Task prompt
Filter the lines below, copying only those with the string "components".

--- Recorded data ---

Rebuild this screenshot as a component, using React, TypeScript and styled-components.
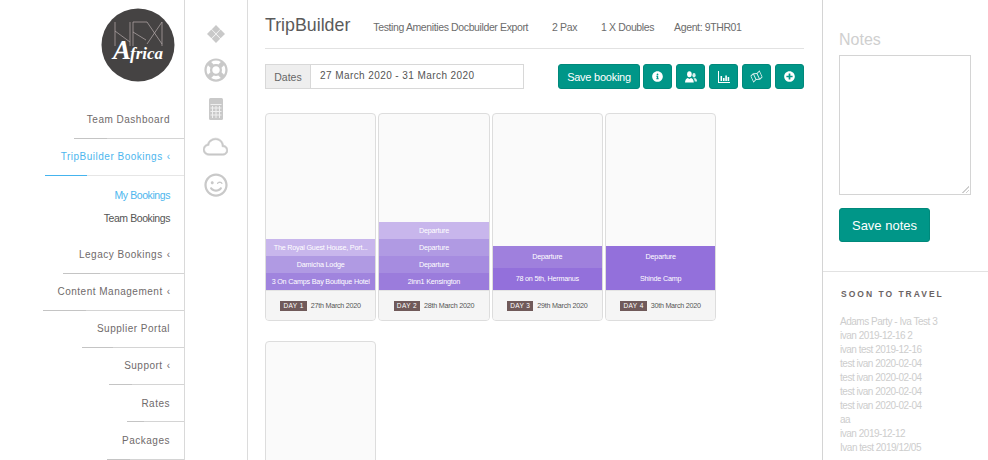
import React from 'react';
import styled, { createGlobalStyle } from 'styled-components';
import { FaInfoCircle, FaPlusCircle, FaRegLifeRing, FaRegMap, FaRegSmileWink } from 'react-icons/fa';
import { BsCloud } from 'react-icons/bs';

const Global = createGlobalStyle`
  html, body { margin: 0; padding: 0; background: #fff; }
  body { font-family: "Liberation Sans", Arial, sans-serif; overflow: hidden; }
  * { box-sizing: border-box; }
`;

const Page = styled.div`
  display: flex;
  width: 988px;
  height: 460px;
  overflow: hidden;
`;

const Sidebar = styled.aside`
  width: 185px;
  flex: none;
  border-right: 1px solid #d9d9d9;
  padding-top: 8px;
`;

const LogoWrap = styled.div`
  display: flex;
  justify-content: flex-end;
  padding-right: 9px;
  height: 93.5px;
`;

const NavList = styled.nav`
  display: flex;
  flex-direction: column;
`;

const NavItem = styled.div`
  height: 36.2px;
  padding: 11.5px 14px 0 0;
  font-size: 10px;
  line-height: 13px;
  letter-spacing: 0.5px;
  color: ${p => (p.$active ? '#4db6ee' : '#6f6a6a')};
  display: flex;
  justify-content: flex-end;
  gap: 4px;
`;

const Chevron = styled.span`
  letter-spacing: 0;
`;

const Rule = styled.div`
  height: 1px;
  background: ${p => (p.$active ? '#e6e6e6' : '#d4d4d4')};
  margin-left: ${p => p.$start}px;
  display: flex;
`;

const RuleLead = styled.span`
  display: block;
  height: 1px;
  width: ${p => p.$width}px;
  background: ${p => (p.$active ? '#45b4ee' : '#c4c4c4')};
`;

const SubNav = styled.div`
  display: flex;
  flex-direction: column;
  height: 60.5px;
  padding: 13px 14px 0 0;
  gap: 10px;
`;

const SubItem = styled.div`
  text-align: right;
  font-size: 10.5px;
  letter-spacing: -0.42px;
  line-height: 13px;
  color: ${p => (p.$active ? '#4db6ee' : '#555')};
`;

const IconRail = styled.div`
  width: 63px;
  flex: none;
  border-right: 1px solid #dcdcdc;
  display: flex;
  flex-direction: column;
  align-items: center;
  padding: 25px 1px 0 0;
  color: #c9c9c9;
`;

const RailSlot = styled.div`
  height: ${p => p.$height}px;
  margin-top: ${p => p.$top}px;
  display: flex;
  align-items: center;
  justify-content: center;
`;

const Main = styled.main`
  width: 575px;
  flex: none;
  padding: 0 18px 0 17px;
  border-right: 1px solid #d4d4d4;
`;

const Header = styled.header`
  height: 49px;
  display: flex;
  align-items: baseline;
  border-bottom: 1px solid #e2e2e2;
  padding-top: 15px;
  color: #6c6c6c;
  font-size: 10.5px;
  letter-spacing: -0.38px;
`;

const Title = styled.h1`
  margin: 0 23px 0 0;
  font-size: 17.8px;
  line-height: 20px;
  font-weight: 400;
  letter-spacing: 0;
  color: #5a5a5a;
`;

const Meta = styled.span`
  margin-right: ${p => p.$gap}px;
`;

const Toolbar = styled.div`
  display: flex;
  justify-content: space-between;
  margin-top: 15px;
  height: 25px;
`;

const DateGroup = styled.div`
  display: flex;
  width: 259px;
  height: 25px;
  border: 1px solid #d8d8d8;
`;

const DateLabel = styled.div`
  width: 45px;
  background: #eee;
  border-right: 1px solid #d8d8d8;
  font-size: 10.5px;
  color: #666;
  display: flex;
  align-items: center;
  justify-content: center;
`;

const DateValue = styled.div`
  flex: 1;
  padding-left: 9px;
  font-size: 10px;
  letter-spacing: 0.42px;
  line-height: 21px;
  color: #555;
`;

const Actions = styled.div`
  display: flex;
  gap: 4px;
`;

const ActionButton = styled.button`
  height: 25px;
  width: ${p => (p.$wide ? '82px' : '29px')};
  margin-right: ${p => (p.$wide ? '-1px' : '0')};
  padding: 0;
  border: 1px solid #00897b;
  border-radius: 3px;
  background: #009688;
  color: #fff;
  font-family: inherit;
  font-size: 11px;
  letter-spacing: -0.25px;
  display: flex;
  align-items: center;
  justify-content: center;
`;

const TiltedIcon = styled.span`
  display: flex;
  transform: rotate(-25deg);
  opacity: 0.85;
`;

const Grid = styled.div`
  display: grid;
  grid-template-columns: repeat(4, 111.33px);
  column-gap: 2px;
  row-gap: 20px;
  margin-top: 24px;
`;

const Card = styled.div`
  height: 208px;
  border: 1px solid #ddd;
  border-radius: 4px;
  background: #fafafa;
  display: flex;
  flex-direction: column;
  overflow: hidden;
`;

const Stack = styled.div`
  flex: 1;
  display: flex;
  flex-direction: column;
  justify-content: flex-end;
`;

const Stay = styled.div`
  height: ${p => p.$height}px;
  background: ${p => p.$color};
  color: #fff;
  font-size: 7.2px;
  letter-spacing: -0.2px;
  text-align: center;
  line-height: ${p => p.$line}px;
  white-space: nowrap;
`;

const CardFoot = styled.div`
  height: 30px;
  flex: none;
  background: #f5f5f5;
  border-top: 1px solid #e4e4e4;
  display: flex;
  align-items: center;
  justify-content: center;
  gap: 4px;
  font-size: 7.2px;
  letter-spacing: -0.25px;
  color: #555;
`;

const DayBadge = styled.span`
  background: #705a5a;
  color: #fff;
  font-size: 6.5px;
  line-height: 10px;
  padding: 0 3px;
  letter-spacing: 0.4px;
`;

const Aside = styled.aside`
  flex: 1;
  min-width: 0;
`;

const NotesBlock = styled.section`
  height: 272px;
  padding: 30px 17px 0 16px;
  border-bottom: 1px solid #e2e2e2;
`;

const NotesTitle = styled.h2`
  margin: 0 0 6px;
  font-size: 16px;
  line-height: 19px;
  font-weight: 400;
  color: #cfcfcf;
`;

const NotesArea = styled.textarea`
  display: block;
  width: 132px;
  height: 140px;
  border: 1px solid #d4d4d4;
  background: #fff;
  padding: 0;
  margin: 0;
  outline: none;
  &::-webkit-resizer {
    background: linear-gradient(135deg, transparent 0 50%, #cfcfcf 50% 60%, transparent 60% 75%, #cfcfcf 75% 85%, transparent 85%) right 1px bottom 1px / 7px 7px no-repeat;
  }
`;

const SaveNotes = styled.button`
  display: block;
  margin-top: 13px;
  width: 91px;
  height: 34px;
  border: 1px solid #00897b;
  border-radius: 3px;
  background: #009688;
  color: #fff;
  font-family: inherit;
  font-size: 13px;
  padding: 0;
`;

const Travel = styled.section`
  padding: 16px 0 0 17px;
`;

const TravelTitle = styled.h3`
  margin: 0 0 15px 1px;
  font-size: 8.5px;
  line-height: 12px;
  font-weight: 700;
  letter-spacing: 2px;
  color: #6b6363;
`;

const TravelList = styled.ul`
  margin: 0;
  padding: 0;
  list-style: none;
  font-size: 10px;
  letter-spacing: -0.48px;
  line-height: 14.05px;
  color: #cdcdcd;
`;

const Diamonds = () => (
  <svg width="18" height="18" viewBox="0 0 18 18" fill="currentColor">
    <path d="M9 0l4.2 4.2L9 8.4 4.8 4.2zM4.4 4.6L8.6 9l-4.2 4.2L0 9zM13.6 4.6L18 9l-4.4 4.2L9.4 9zM9 9.6l4.2 4.2L9 18l-4.2-4.2z" />
  </svg>
);

const Calculator = () => (
  <svg width="14" height="22" viewBox="0 0 14 22">
    <rect width="14" height="22" rx="1.5" fill="currentColor" />
    <path d="M1.5 6.5h11M1.5 10h11M1.5 13.5h11M1.5 17h11M3.5 8v12M7 8v12M10.5 8v12" stroke="#efefef" strokeWidth="1" />
  </svg>
);

const UsersIcon = () => (
  <svg width="12" height="12" viewBox="0 0 12 12" fill="#fff">
    <ellipse cx="4.4" cy="3.2" rx="2.3" ry="3" />
    <path d="M0 11.5c0-3 1.6-4.2 2.8-4.6l1.6 1 1.6-1C7.2 7.3 8.8 8.5 8.8 11.5z" />
    <ellipse cx="9" cy="4.2" rx="1.6" ry="2.2" opacity="0.85" />
    <path d="M8.3 7.2l.7.4 1-.5c1 .4 2 1.400 2 3.400H9.700c0-1.300-.5-2.600-1.400-3.300z" opacity="0.85" />
  </svg>
);

const BarsIcon = () => (
  <svg width="12" height="12" viewBox="0 0 12 12" fill="#fff">
    <path d="M0 0h1v11h11v1H0z" />
    <path d="M2.500 5h1.600v5H2.500zM5 7h1.600v3H5zM7.300 4.500h1.600V10H7.300zM9.600 6h1.600v4H9.600z" />
  </svg>
);

const Logo = () => (
  <svg width="74" height="74" viewBox="0 0 74 74">
    <circle cx="37" cy="37" r="36.500" fill="#454343" />
    <g stroke="#b8adad" strokeWidth="0.7" fill="none">
      <path d="M14 38V14M14 23l15 11M29 14v24M32 14h14M32 14v24M32 24l13 8M46 14l15 22M61 14L46 36M61 14v24" />
    </g>
    <text x="12" y="51" fontFamily="'Liberation Serif', serif" fontStyle="italic" fontWeight="700" fill="#fff">
      <tspan fontSize="27">A</tspan>
      <tspan fontSize="17" dx="-1">frica</tspan>
    </text>
  </svg>
);

const nav = [
  { label: 'Team Dashboard', start: 74, lead: 33 },
  { label: 'TripBuilder Bookings', start: 45, lead: 42, active: true, more: true, sub: true },
  { label: 'Legacy Bookings', start: 63, lead: 37, more: true },
  { label: 'Content Management', start: 43, lead: 43, more: true },
  { label: 'Supplier Portal', start: 82, lead: 31 },
  { label: 'Support', start: 109, lead: 23, more: true },
  { label: 'Rates', start: 127, lead: 17 },
  { label: 'Packages', start: 107, lead: 23 },
];

const days = [
  { n: 1, date: '27th March 2020', h: 17, stays: [['The Royal Guest House, Port...', '#c8b6ec'], ['Damicha Lodge', '#b09ae3'], ['3 On Camps Bay Boutique Hotel', '#a084de']] },
  { n: 2, date: '28th March 2020', h: 17, stays: [['Departure', '#c8b6ec'], ['Departure', '#b09ae3'], ['Departure', '#a68ce0'], ['2inn1 Kensington', '#9b7cdc']] },
  { n: 3, date: '29th March 2020', h: 22, stays: [['Departure', '#9f80dd'], ['78 on 5th, Hermanus', '#9370db']] },
  { n: 4, date: '30th March 2020', h: 22, stays: [['Departure', '#9370db'], ['Shinde Camp', '#9370db']] },
];

const travel = ['Adams Party - Iva Test 3', 'ivan 2019-12-16 2', 'ivan test 2019-12-16', 'test ivan 2020-02-04', 'test ivan 2020-02-04', 'test ivan 2020-02-04', 'test ivan 2020-02-04', 'aa', 'ivan 2019-12-12', 'Ivan test 2019/12/05'];

export default function App() {
  return (
    <Page>
      <Global />
      <Sidebar>
        <LogoWrap><Logo /></LogoWrap>
        <NavList>
          {nav.map(item => (
            <React.Fragment key={item.label}>
              <NavItem $active={item.active}>
                {item.label}
                {item.more && <Chevron>‹</Chevron>}
              </NavItem>
              <Rule $start={item.start} $active={item.active}><RuleLead $width={item.lead} $active={item.active} /></Rule>
              {item.sub && (
                <SubNav>
                  <SubItem $active>My Bookings</SubItem>
                  <SubItem>Team Bookings</SubItem>
                </SubNav>
              )}
            </React.Fragment>
          ))}
        </NavList>
      </Sidebar>
      <IconRail>
        <RailSlot $height={18} $top={0}><Diamonds /></RailSlot>
        <RailSlot $height={24} $top={15}><FaRegLifeRing size={24} /></RailSlot>
        <RailSlot $height={22} $top={16}><Calculator /></RailSlot>
        <RailSlot $height={17} $top={19}><BsCloud size={25} stroke="currentColor" strokeWidth={0.35} /></RailSlot>
        <RailSlot $height={24} $top={17}><FaRegSmileWink size={24} /></RailSlot>
      </IconRail>
      <Main>
        <Header>
          <Title>TripBuilder</Title>
          <Meta $gap={24}>Testing Amenities Docbuilder Export</Meta>
          <Meta $gap={24}>2 Pax</Meta>
          <Meta $gap={20}>1 X Doubles</Meta>
          <Meta $gap={0}>Agent: 9THR01</Meta>
        </Header>
        <Toolbar>
          <DateGroup>
            <DateLabel>Dates</DateLabel>
            <DateValue>27 March 2020 - 31 March 2020</DateValue>
          </DateGroup>
          <Actions>
            <ActionButton $wide>Save booking</ActionButton>
            <ActionButton><FaInfoCircle size={11} /></ActionButton>
            <ActionButton><UsersIcon /></ActionButton>
            <ActionButton><BarsIcon /></ActionButton>
            <ActionButton><TiltedIcon><FaRegMap size={11} /></TiltedIcon></ActionButton>
            <ActionButton><FaPlusCircle size={11} /></ActionButton>
          </Actions>
        </Toolbar>
        <Grid>
          {days.map(day => (
            <Card key={day.n}>
              <Stack>
                {day.stays.map(([name, color], i) => (
                  <Stay key={i} $height={day.h} $line={day.h} $color={color}>{name}</Stay>
                ))}
              </Stack>
              <CardFoot>
                <DayBadge>DAY {day.n}</DayBadge>
                {day.date}
              </CardFoot>
            </Card>
          ))}
          <Card />
        </Grid>
      </Main>
      <Aside>
        <NotesBlock>
          <NotesTitle>Notes</NotesTitle>
          <NotesArea />
          <SaveNotes>Save notes</SaveNotes>
        </NotesBlock>
        <Travel>
          <TravelTitle>SOON TO TRAVEL</TravelTitle>
          <TravelList>
            {travel.map((t, i) => <li key={i}>{t}</li>)}
          </TravelList>
        </Travel>
      </Aside>
    </Page>
  );
}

---

Full answer
Rebuild this screenshot as a component, using React, TypeScript and styled-components.
import styled, { createGlobalStyle } from 'styled-components';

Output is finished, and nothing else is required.